◆ TASK ◆
Which lines contain the string "this"? Please list every one of them.
** Begin TASK INPUTS **
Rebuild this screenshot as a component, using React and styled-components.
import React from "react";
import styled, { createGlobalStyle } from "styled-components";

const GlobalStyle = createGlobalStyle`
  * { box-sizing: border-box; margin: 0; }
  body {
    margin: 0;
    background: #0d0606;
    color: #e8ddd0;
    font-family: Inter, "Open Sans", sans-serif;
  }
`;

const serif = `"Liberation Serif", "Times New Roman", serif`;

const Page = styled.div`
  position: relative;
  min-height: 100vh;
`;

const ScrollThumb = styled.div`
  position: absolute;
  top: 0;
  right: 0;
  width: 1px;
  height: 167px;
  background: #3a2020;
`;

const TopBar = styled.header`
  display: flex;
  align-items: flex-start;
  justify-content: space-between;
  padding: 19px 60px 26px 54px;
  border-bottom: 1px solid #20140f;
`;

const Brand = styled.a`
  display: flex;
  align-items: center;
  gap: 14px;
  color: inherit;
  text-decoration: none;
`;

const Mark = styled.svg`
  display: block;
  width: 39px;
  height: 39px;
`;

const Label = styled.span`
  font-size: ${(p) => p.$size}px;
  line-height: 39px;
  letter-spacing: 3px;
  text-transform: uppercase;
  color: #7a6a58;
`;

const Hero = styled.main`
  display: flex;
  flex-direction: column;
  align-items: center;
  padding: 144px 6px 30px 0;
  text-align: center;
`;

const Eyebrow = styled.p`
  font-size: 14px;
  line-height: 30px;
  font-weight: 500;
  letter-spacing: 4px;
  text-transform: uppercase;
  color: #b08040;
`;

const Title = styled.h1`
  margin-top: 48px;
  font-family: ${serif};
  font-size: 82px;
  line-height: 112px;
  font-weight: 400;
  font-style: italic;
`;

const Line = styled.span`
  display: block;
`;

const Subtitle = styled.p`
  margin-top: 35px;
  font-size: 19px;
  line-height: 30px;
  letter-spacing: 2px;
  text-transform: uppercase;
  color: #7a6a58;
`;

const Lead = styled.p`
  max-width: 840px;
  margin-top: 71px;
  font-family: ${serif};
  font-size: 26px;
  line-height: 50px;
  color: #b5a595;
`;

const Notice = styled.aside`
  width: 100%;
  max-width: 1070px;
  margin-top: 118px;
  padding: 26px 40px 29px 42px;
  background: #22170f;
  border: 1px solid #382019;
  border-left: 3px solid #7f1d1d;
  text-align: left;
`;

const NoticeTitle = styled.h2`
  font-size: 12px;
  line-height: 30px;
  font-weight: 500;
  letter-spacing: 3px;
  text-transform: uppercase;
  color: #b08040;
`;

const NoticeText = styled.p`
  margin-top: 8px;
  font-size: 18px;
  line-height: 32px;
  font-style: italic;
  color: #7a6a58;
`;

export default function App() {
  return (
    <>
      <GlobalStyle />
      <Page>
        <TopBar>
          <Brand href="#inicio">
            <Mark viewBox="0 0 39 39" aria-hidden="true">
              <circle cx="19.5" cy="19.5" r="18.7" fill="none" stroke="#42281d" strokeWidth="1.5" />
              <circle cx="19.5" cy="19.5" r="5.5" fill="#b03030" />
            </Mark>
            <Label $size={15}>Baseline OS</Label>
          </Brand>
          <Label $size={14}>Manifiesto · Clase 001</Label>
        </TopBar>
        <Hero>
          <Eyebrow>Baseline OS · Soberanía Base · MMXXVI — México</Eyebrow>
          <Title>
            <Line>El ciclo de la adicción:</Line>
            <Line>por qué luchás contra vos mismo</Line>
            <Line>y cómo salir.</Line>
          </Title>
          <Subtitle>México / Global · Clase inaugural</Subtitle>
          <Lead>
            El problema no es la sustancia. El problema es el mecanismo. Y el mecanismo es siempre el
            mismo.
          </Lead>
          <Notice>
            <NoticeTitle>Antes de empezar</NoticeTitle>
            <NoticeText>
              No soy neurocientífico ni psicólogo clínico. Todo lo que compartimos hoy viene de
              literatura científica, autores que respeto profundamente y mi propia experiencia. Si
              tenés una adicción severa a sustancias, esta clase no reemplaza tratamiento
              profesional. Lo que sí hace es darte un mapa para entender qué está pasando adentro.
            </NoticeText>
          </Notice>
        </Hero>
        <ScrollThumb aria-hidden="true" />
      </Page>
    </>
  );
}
** End TASK INPUTS **
** Begin TASK INPUTS **
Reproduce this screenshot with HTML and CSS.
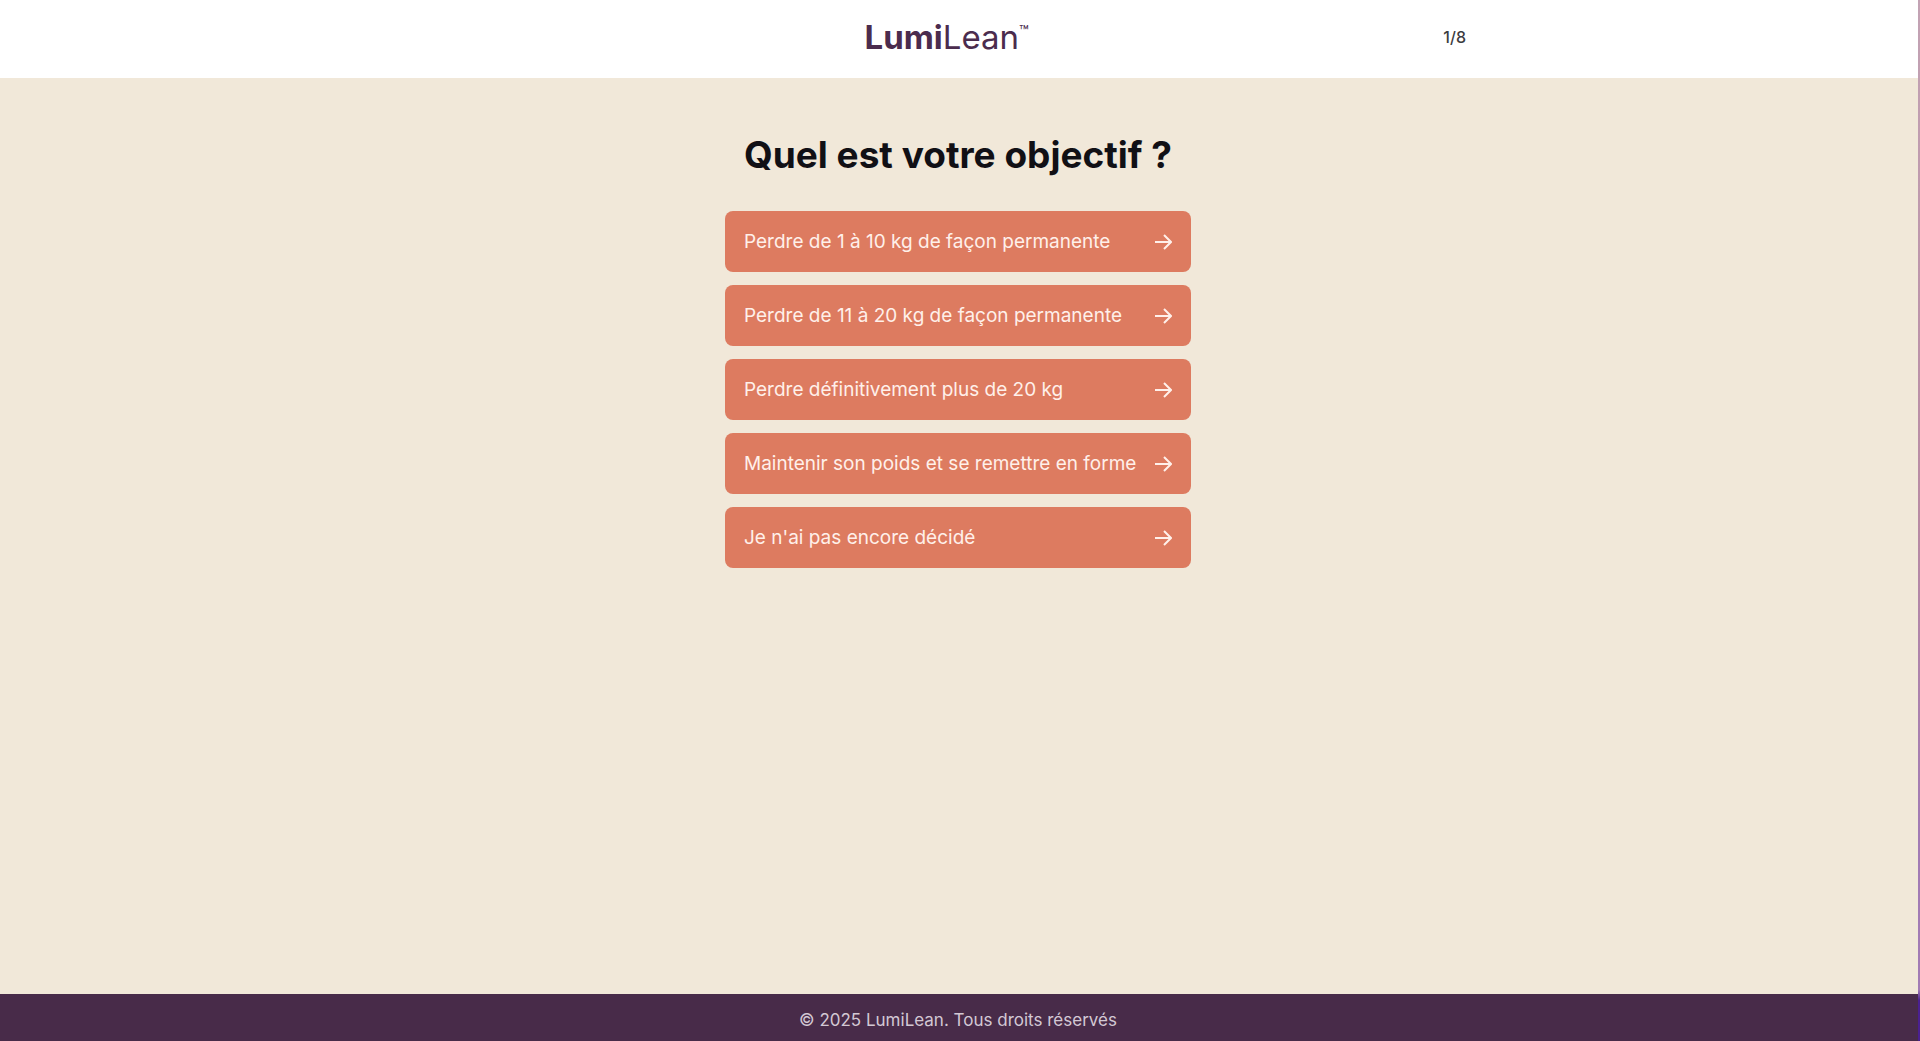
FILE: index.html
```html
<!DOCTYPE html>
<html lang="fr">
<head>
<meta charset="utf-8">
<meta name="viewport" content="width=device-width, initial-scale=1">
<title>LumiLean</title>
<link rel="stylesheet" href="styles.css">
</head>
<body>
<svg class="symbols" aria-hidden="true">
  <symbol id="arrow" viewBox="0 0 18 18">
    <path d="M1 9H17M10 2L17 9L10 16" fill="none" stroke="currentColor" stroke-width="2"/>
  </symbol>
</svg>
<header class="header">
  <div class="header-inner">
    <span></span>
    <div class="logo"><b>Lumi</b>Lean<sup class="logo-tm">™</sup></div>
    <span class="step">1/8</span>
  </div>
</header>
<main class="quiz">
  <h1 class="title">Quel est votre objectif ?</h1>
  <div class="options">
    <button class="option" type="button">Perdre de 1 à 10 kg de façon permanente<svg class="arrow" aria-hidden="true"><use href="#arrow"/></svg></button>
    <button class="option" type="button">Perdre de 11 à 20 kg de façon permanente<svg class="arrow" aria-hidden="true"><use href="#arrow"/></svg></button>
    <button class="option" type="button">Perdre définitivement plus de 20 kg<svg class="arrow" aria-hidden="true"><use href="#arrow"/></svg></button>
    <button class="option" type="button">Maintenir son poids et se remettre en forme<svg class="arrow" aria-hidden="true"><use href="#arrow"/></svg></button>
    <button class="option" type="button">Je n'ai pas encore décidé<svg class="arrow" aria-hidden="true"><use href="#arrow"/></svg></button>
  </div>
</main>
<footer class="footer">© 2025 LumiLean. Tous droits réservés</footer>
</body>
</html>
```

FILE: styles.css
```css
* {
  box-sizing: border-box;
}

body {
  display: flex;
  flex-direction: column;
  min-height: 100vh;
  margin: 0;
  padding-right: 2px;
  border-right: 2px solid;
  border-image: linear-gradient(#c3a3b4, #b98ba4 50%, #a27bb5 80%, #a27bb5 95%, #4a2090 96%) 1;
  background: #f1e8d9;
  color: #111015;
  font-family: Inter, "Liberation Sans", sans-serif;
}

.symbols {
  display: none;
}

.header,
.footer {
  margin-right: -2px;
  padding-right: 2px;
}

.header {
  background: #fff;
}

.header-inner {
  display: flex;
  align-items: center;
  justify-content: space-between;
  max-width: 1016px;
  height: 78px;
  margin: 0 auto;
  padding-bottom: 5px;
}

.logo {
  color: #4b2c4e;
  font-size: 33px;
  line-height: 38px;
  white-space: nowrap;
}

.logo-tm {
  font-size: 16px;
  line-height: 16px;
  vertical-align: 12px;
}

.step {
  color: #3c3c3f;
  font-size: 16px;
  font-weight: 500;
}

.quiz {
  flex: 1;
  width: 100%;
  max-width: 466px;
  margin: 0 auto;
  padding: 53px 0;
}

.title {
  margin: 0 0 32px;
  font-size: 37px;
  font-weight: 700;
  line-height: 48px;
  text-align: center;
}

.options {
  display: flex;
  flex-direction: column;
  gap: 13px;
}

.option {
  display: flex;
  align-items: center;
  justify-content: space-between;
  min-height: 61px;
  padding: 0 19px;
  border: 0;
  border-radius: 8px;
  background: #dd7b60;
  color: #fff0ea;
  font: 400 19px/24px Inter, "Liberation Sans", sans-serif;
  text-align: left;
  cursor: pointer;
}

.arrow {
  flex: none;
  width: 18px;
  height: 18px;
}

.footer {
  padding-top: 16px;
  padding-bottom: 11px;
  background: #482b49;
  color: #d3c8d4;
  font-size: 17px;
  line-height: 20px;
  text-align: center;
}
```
** End TASK INPUTS **
◆ FINAL RESULT ◆
Rebuild this screenshot as a component, using React and styled-components.
Reproduce this screenshot with HTML and CSS.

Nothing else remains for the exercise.